Why do those that cannot have their own children think that domestic infant adoption is another way to build their family?  I suppose because it has been promoted as a good thing and socially acceptable for decades now – at least as far back as the 1930s.

Our culture views parenting as an essential part of achieving fulfillment, happiness, and meaning in life, and as a marker of successful adulthood.  When my husband told me that he wanted to be a father afterall (after 10 years of being grateful I had been there and done that and no pressure on him), I was a bit shocked and it was not an easy path for us.  I am still grateful medical science had a way to make it possible, even if it involved some non-traditional sacrifice on my part.  Having children did deepen and expand upon our relationship as a couple, making us a family.  As we are aging without any other family nearby, we are grateful our children may be there for us.

Remaining childless by choice (AKA childfree) is still an outlying path, a move that raises questions and is met with prejudice and even moral outrage. This is particularly true for women, whose gender identity and social value have long been tied to fertility and motherhood. Thus, women who decide to not have children are commonly viewed unfavorably.

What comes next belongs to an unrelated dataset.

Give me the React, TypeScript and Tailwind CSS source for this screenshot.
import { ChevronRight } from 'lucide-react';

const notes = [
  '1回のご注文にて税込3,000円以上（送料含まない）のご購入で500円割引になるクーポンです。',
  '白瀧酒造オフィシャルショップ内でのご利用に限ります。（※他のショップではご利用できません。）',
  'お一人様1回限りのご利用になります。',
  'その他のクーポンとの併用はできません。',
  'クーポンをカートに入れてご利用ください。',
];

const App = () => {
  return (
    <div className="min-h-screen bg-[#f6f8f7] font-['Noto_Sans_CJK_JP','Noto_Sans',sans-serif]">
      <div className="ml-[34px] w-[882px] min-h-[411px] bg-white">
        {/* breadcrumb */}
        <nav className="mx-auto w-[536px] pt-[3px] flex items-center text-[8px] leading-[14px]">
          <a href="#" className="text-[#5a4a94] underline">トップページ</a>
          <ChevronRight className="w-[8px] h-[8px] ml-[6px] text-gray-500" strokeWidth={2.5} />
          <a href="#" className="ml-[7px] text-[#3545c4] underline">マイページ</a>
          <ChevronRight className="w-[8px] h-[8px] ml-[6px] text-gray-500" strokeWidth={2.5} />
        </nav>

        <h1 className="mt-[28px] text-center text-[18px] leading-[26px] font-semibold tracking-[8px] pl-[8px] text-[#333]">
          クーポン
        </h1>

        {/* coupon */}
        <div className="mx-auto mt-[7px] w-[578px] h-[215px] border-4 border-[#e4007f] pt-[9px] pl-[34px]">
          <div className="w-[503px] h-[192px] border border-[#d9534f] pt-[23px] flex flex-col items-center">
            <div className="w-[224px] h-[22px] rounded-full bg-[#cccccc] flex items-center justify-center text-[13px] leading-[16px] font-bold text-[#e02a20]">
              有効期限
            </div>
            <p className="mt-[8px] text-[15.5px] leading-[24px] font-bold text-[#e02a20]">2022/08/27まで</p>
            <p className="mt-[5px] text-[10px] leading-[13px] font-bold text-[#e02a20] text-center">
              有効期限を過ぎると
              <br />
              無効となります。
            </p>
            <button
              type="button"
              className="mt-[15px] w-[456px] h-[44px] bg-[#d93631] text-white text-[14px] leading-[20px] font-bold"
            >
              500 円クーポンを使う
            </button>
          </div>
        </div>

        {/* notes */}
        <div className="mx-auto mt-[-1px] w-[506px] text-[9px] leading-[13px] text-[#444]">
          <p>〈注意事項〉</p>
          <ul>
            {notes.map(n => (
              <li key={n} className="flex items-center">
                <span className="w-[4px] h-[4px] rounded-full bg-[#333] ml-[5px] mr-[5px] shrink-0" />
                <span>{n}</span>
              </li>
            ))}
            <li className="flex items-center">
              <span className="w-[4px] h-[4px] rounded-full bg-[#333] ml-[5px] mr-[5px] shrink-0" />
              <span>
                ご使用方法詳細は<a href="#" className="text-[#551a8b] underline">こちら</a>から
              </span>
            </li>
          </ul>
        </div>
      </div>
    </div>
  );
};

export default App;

Though I now see the problems and emotional fallout of adopting children, I also do recognize that a mature person can love any child genuinely.  It is not necessarily a selfish motive or ego stoking decision.  Children are easy to love for most well balanced and emotionally healthy persons.  Sadly, there are people who are not that and should not have children.  Personally, I respect any mature person who knows themselves well enough to know they shouldn’t take on the responsibility of raising a child.  There should be no negative perceptions from anyone else towards those who make such a choice.

Parenting And Maturity

I’ve been known to say that I think Nature got it wrong to make us so fertile in youth and have that period of reproduction end so early in life.  True, the body ages and there are impacts to that.

Yet, I find that men who are ready to become parents do a better job.  Even when we are ready, as I was at 18, we may not really be mature enough to understand the difficulties of life well enough to avoid unfortunate outcomes.

When I became a mother at 19, I could lay down on the floor and color with crayons in a coloring book with my daughter.  I also did foolish things like partying with her in tow and we are both fortunate she survived my immaturity.

When my husband and I had sons late in life (he was 48 and 52, I was 47 and 50), we definitely had the maturity to put our children’s interest ahead of selfish preferences on our part.  I have seen that my husband has been an excellent father and will drop whatever instantly when one of his sons asks for his attention.

Me, not so much.  I’ll also admit I have had less patience with what seems utterly un-necessary than I did when I was so young.  I have more wisdom too – for which I am grateful.  I do think the hardest thing for me as an older parent has been learning to let go of that instant urge that mothers develop in answering their infants cries and let my sons “wait” a little bit as they get older for gratification of their demands.

Health considerations certainly were not given enough weight when we decided to have children late in life.  It was a shock to realize I will be 70 when my youngest son turns 20.  And my body is changing in the ways that aging brings, though I do my best to maintain the best health I am capable of.

For my second husband, he waited until we had been married 10 years to decide he wanted to have children.  By then, we needed a lot of help and thankfully medical advances gave us enough to succeed.  My husband needed to feel financially secure before he could commit to parenting.  It was in 2001 and 2004 that our sons were born and our business was thriving then.  Along came 2008 and the financial collapse and we’ve yet to recover.  We have tightened our belts as much as we can as we have had to.  We do worry about our future ability to adequately support this still young family (our sons as 15-1/2 and 19).

I suppose we have good management skills and we do about as well as most people in the parenting skills department.